== Work instructions ==
Quote all of the data exactly as given. Skip every picture it contains.

== Supplied material ==

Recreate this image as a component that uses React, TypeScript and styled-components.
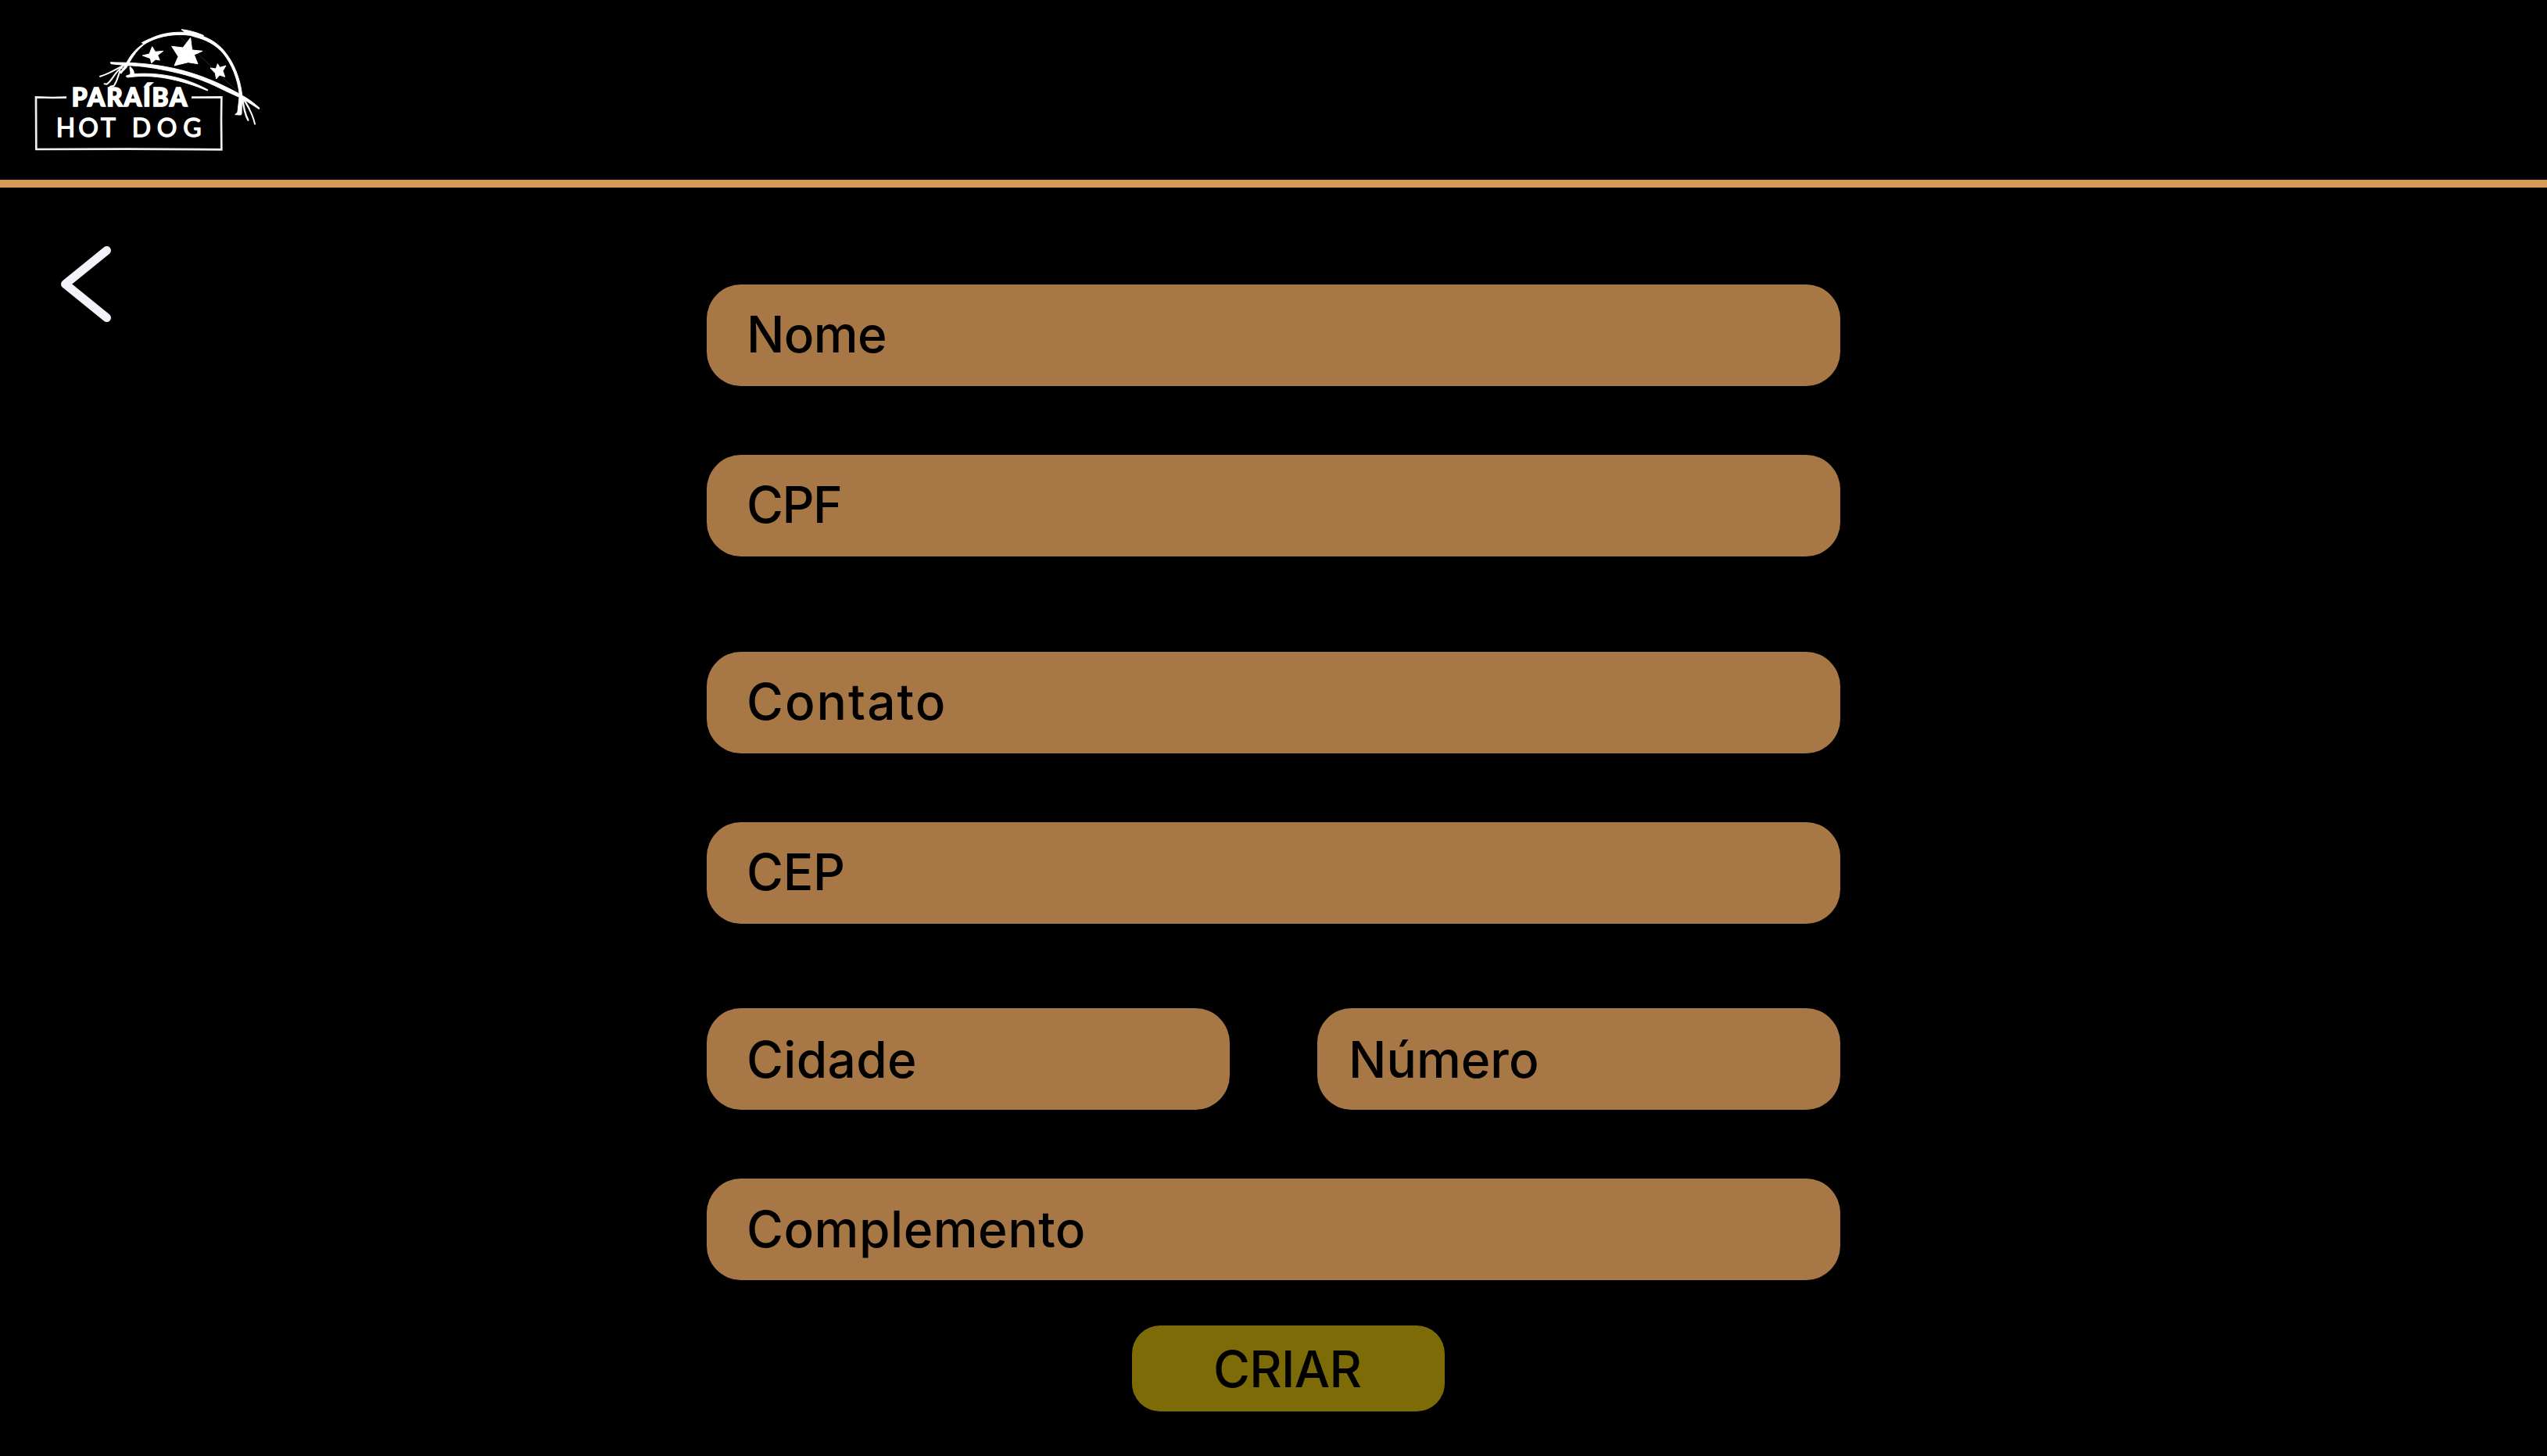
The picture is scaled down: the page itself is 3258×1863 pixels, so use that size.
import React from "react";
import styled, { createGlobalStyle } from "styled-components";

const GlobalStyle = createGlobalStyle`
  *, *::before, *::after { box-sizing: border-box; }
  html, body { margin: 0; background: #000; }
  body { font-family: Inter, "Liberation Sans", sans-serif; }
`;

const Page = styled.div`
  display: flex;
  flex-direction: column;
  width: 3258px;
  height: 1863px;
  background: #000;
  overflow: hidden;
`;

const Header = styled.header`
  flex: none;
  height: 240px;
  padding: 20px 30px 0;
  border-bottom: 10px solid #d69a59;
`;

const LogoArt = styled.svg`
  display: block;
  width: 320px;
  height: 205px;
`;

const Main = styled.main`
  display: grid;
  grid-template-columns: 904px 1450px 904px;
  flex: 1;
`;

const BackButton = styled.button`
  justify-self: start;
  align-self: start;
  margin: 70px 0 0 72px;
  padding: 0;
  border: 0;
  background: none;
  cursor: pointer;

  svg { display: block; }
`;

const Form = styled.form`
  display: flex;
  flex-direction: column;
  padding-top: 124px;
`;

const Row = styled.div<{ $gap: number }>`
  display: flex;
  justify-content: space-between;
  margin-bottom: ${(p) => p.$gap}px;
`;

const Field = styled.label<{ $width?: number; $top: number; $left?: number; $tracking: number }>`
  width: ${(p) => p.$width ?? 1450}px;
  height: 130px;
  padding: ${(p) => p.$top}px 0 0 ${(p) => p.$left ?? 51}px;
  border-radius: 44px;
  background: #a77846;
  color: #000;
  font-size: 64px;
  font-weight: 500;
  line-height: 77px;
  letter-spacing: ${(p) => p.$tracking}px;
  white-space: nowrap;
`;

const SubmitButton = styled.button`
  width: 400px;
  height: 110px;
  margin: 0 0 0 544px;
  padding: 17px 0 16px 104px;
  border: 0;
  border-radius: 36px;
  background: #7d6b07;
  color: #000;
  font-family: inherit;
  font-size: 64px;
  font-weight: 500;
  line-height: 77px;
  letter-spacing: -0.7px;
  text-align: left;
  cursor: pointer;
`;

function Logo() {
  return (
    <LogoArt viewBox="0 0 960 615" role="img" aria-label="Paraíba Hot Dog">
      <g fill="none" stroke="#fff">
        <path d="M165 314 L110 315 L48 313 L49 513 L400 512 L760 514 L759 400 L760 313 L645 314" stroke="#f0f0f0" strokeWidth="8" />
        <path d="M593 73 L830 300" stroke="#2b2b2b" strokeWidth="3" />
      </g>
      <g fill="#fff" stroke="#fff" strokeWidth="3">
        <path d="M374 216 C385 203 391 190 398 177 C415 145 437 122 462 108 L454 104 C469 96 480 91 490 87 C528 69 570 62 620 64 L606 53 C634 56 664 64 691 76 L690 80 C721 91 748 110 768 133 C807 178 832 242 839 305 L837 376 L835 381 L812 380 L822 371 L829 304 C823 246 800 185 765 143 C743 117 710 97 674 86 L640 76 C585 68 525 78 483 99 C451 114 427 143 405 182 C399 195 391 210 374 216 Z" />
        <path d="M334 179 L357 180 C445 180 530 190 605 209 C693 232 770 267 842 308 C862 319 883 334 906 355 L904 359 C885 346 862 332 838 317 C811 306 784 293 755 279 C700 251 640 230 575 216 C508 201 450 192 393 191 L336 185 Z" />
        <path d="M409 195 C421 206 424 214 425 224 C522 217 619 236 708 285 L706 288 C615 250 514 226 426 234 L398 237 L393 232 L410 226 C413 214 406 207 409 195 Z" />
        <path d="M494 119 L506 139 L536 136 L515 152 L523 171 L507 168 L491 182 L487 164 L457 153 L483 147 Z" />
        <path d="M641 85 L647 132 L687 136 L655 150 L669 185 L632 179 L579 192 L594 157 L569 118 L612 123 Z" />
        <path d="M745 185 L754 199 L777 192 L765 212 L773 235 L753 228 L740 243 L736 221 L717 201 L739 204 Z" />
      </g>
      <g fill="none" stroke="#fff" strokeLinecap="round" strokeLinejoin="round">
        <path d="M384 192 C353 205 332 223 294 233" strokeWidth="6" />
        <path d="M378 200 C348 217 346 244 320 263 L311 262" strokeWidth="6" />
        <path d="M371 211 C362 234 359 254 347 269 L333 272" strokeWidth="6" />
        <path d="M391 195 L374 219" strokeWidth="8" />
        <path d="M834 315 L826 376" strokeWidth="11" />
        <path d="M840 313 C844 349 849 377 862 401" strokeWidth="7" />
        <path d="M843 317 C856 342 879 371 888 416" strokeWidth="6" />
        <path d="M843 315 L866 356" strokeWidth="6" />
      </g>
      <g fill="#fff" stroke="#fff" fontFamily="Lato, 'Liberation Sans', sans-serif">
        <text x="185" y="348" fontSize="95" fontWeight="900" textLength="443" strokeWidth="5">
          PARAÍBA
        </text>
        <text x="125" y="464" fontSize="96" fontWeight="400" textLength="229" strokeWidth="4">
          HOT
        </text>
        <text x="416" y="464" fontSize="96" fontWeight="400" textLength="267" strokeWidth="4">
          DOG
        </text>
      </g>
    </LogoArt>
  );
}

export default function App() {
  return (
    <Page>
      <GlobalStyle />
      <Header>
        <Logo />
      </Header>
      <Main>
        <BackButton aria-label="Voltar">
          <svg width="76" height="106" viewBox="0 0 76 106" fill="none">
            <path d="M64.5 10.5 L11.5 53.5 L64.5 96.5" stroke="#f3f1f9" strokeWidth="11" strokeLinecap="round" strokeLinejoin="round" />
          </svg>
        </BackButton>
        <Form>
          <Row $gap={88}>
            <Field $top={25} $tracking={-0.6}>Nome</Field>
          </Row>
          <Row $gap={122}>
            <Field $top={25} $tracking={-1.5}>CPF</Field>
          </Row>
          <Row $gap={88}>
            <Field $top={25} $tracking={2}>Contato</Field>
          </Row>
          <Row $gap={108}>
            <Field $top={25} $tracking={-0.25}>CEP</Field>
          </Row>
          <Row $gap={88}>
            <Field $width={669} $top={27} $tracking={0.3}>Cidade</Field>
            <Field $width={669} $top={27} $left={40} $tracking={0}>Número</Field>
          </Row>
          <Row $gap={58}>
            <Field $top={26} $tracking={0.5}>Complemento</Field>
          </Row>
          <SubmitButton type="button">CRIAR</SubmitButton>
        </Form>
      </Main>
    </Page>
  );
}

== Answer to this problem ==
Recreate this image as a component that uses React, TypeScript and styled-components.
The picture is scaled down: the page itself is 3258×1863 pixels, so use that size.
import React from "react";
import styled, { createGlobalStyle } from "styled-components";

const GlobalStyle = createGlobalStyle`
  *, *::before, *::after { box-sizing: border-box; }
  html, body { margin: 0; background: #000; }
  body { font-family: Inter, "Liberation Sans", sans-serif; }
`;

const Page = styled.div`
  display: flex;
  flex-direction: column;
  width: 3258px;
  height: 1863px;
  background: #000;
  overflow: hidden;
`;

const Header = styled.header`
  flex: none;
  height: 240px;
  padding: 20px 30px 0;
  border-bottom: 10px solid #d69a59;
`;

const LogoArt = styled.svg`
  display: block;
  width: 320px;
  height: 205px;
`;

const Main = styled.main`
  display: grid;
  grid-template-columns: 904px 1450px 904px;
  flex: 1;
`;

const BackButton = styled.button`
  justify-self: start;
  align-self: start;
  margin: 70px 0 0 72px;
  padding: 0;
  border: 0;
  background: none;
  cursor: pointer;

  svg { display: block; }
`;

const Form = styled.form`
  display: flex;
  flex-direction: column;
  padding-top: 124px;
`;

const Row = styled.div<{ $gap: number }>`
  display: flex;
  justify-content: space-between;
  margin-bottom: ${(p) => p.$gap}px;
`;

const Field = styled.label<{ $width?: number; $top: number; $left?: number; $tracking: number }>`
  width: ${(p) => p.$width ?? 1450}px;
  height: 130px;
  padding: ${(p) => p.$top}px 0 0 ${(p) => p.$left ?? 51}px;
  border-radius: 44px;
  background: #a77846;
  color: #000;
  font-size: 64px;
  font-weight: 500;
  line-height: 77px;
  letter-spacing: ${(p) => p.$tracking}px;
  white-space: nowrap;
`;

const SubmitButton = styled.button`
  width: 400px;
  height: 110px;
  margin: 0 0 0 544px;
  padding: 17px 0 16px 104px;
  border: 0;
  border-radius: 36px;
  background: #7d6b07;
  color: #000;
  font-family: inherit;
  font-size: 64px;
  font-weight: 500;
  line-height: 77px;
  letter-spacing: -0.7px;
  text-align: left;
  cursor: pointer;
`;

function Logo() {
  return (
    <LogoArt viewBox="0 0 960 615" role="img" aria-label="Paraíba Hot Dog">
      <g fill="none" stroke="#fff">
        <path d="M165 314 L110 315 L48 313 L49 513 L400 512 L760 514 L759 400 L760 313 L645 314" stroke="#f0f0f0" strokeWidth="8" />
        <path d="M593 73 L830 300" stroke="#2b2b2b" strokeWidth="3" />
      </g>
      <g fill="#fff" stroke="#fff" strokeWidth="3">
        <path d="M374 216 C385 203 391 190 398 177 C415 145 437 122 462 108 L454 104 C469 96 480 91 490 87 C528 69 570 62 620 64 L606 53 C634 56 664 64 691 76 L690 80 C721 91 748 110 768 133 C807 178 832 242 839 305 L837 376 L835 381 L812 380 L822 371 L829 304 C823 246 800 185 765 143 C743 117 710 97 674 86 L640 76 C585 68 525 78 483 99 C451 114 427 143 405 182 C399 195 391 210 374 216 Z" />
        <path d="M334 179 L357 180 C445 180 530 190 605 209 C693 232 770 267 842 308 C862 319 883 334 906 355 L904 359 C885 346 862 332 838 317 C811 306 784 293 755 279 C700 251 640 230 575 216 C508 201 450 192 393 191 L336 185 Z" />
        <path d="M409 195 C421 206 424 214 425 224 C522 217 619 236 708 285 L706 288 C615 250 514 226 426 234 L398 237 L393 232 L410 226 C413 214 406 207 409 195 Z" />
        <path d="M494 119 L506 139 L536 136 L515 152 L523 171 L507 168 L491 182 L487 164 L457 153 L483 147 Z" />
        <path d="M641 85 L647 132 L687 136 L655 150 L669 185 L632 179 L579 192 L594 157 L569 118 L612 123 Z" />
        <path d="M745 185 L754 199 L777 192 L765 212 L773 235 L753 228 L740 243 L736 221 L717 201 L739 204 Z" />
      </g>
      <g fill="none" stroke="#fff" strokeLinecap="round" strokeLinejoin="round">
        <path d="M384 192 C353 205 332 223 294 233" strokeWidth="6" />
        <path d="M378 200 C348 217 346 244 320 263 L311 262" strokeWidth="6" />
        <path d="M371 211 C362 234 359 254 347 269 L333 272" strokeWidth="6" />
        <path d="M391 195 L374 219" strokeWidth="8" />
        <path d="M834 315 L826 376" strokeWidth="11" />
        <path d="M840 313 C844 349 849 377 862 401" strokeWidth="7" />
        <path d="M843 317 C856 342 879 371 888 416" strokeWidth="6" />
        <path d="M843 315 L866 356" strokeWidth="6" />
      </g>
      <g fill="#fff" stroke="#fff" fontFamily="Lato, 'Liberation Sans', sans-serif">
        <text x="185" y="348" fontSize="95" fontWeight="900" textLength="443" strokeWidth="5">
          PARAÍBA
        </text>
        <text x="125" y="464" fontSize="96" fontWeight="400" textLength="229" strokeWidth="4">
          HOT
        </text>
        <text x="416" y="464" fontSize="96" fontWeight="400" textLength="267" strokeWidth="4">
          DOG
        </text>
      </g>
    </LogoArt>
  );
}

export default function App() {
  return (
    <Page>
      <GlobalStyle />
      <Header>
        <Logo />
      </Header>
      <Main>
        <BackButton aria-label="Voltar">
          <svg width="76" height="106" viewBox="0 0 76 106" fill="none">
            <path d="M64.5 10.5 L11.5 53.5 L64.5 96.5" stroke="#f3f1f9" strokeWidth="11" strokeLinecap="round" strokeLinejoin="round" />
          </svg>
        </BackButton>
        <Form>
          <Row $gap={88}>
            <Field $top={25} $tracking={-0.6}>Nome</Field>
          </Row>
          <Row $gap={122}>
            <Field $top={25} $tracking={-1.5}>CPF</Field>
          </Row>
          <Row $gap={88}>
            <Field $top={25} $tracking={2}>Contato</Field>
          </Row>
          <Row $gap={108}>
            <Field $top={25} $tracking={-0.25}>CEP</Field>
          </Row>
          <Row $gap={88}>
            <Field $width={669} $top={27} $tracking={0.3}>Cidade</Field>
            <Field $width={669} $top={27} $left={40} $tracking={0}>Número</Field>
          </Row>
          <Row $gap={58}>
            <Field $top={26} $tracking={0.5}>Complemento</Field>
          </Row>
          <SubmitButton type="button">CRIAR</SubmitButton>
        </Form>
      </Main>
    </Page>
  );
}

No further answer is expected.